• [GIVEN MATERIAL]

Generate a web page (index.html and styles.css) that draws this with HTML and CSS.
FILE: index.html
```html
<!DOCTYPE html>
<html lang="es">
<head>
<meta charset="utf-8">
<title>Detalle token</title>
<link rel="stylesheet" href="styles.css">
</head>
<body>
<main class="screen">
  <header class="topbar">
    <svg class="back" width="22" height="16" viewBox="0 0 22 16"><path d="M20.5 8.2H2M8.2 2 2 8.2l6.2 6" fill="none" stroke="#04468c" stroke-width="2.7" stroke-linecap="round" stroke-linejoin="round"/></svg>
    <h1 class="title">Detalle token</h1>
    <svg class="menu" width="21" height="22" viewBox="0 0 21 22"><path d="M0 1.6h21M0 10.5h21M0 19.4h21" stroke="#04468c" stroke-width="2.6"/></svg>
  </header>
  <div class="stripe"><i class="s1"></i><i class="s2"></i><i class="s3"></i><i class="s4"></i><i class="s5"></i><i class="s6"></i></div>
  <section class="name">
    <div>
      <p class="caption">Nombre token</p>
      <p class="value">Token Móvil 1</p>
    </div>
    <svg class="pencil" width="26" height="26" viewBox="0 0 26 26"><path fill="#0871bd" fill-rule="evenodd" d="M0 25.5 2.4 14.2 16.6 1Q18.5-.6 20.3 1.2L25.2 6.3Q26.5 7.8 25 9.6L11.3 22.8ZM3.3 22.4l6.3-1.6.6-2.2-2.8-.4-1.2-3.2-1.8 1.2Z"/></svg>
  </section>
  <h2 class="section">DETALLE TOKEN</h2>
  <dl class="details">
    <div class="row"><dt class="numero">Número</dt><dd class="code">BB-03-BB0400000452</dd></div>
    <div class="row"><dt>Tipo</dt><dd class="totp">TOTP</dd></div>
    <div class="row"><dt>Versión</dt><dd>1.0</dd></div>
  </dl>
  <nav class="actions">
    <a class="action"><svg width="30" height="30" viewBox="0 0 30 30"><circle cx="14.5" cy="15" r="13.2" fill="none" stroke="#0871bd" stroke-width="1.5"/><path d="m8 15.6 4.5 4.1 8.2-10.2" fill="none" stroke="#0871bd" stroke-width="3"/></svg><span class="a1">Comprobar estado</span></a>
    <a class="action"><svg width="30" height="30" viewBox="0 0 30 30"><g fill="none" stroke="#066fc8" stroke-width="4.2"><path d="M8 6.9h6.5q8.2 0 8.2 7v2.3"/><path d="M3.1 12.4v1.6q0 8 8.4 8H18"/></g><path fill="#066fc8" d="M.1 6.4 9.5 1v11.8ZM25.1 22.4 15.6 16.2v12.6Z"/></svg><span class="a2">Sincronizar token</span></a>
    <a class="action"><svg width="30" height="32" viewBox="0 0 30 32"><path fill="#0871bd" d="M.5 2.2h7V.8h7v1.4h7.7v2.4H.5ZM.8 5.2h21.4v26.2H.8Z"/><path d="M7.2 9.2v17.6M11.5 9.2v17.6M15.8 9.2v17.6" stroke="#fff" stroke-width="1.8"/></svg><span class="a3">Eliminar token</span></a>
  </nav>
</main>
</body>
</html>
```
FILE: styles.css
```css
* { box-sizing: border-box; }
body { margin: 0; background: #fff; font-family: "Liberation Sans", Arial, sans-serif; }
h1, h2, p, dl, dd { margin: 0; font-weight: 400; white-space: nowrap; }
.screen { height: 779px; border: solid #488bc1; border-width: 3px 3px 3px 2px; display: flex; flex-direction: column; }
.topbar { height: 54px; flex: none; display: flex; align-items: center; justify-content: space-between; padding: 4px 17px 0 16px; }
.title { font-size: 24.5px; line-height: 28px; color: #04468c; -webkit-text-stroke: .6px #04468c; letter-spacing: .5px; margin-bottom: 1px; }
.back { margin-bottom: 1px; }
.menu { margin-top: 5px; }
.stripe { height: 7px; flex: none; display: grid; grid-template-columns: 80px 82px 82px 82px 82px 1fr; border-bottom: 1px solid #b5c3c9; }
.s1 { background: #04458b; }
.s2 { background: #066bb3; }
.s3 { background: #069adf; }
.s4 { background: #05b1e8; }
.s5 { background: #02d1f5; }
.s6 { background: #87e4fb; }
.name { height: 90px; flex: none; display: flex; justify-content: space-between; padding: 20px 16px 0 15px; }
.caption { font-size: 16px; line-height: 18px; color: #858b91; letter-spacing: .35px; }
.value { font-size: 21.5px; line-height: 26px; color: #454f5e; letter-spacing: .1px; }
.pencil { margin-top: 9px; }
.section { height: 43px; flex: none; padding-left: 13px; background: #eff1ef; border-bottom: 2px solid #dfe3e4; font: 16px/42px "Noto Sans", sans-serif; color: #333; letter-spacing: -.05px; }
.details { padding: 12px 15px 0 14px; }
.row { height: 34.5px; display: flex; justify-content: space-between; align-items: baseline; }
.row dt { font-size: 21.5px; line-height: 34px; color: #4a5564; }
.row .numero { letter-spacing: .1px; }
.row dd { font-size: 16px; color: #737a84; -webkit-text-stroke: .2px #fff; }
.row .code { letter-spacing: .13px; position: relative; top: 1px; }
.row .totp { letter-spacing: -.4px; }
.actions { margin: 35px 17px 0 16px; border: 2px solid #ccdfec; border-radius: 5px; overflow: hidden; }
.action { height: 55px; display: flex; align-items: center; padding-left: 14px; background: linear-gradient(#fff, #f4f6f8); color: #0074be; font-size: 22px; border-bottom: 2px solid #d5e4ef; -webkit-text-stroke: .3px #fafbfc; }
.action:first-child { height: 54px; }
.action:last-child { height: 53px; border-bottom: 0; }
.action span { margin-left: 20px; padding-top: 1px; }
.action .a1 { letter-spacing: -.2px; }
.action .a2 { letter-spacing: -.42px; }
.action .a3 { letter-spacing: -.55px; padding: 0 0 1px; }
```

• [JOB]
Check each line of the listing above for the string "styles", then report only how many lines have it.

• [WORKED SOLUTION]
3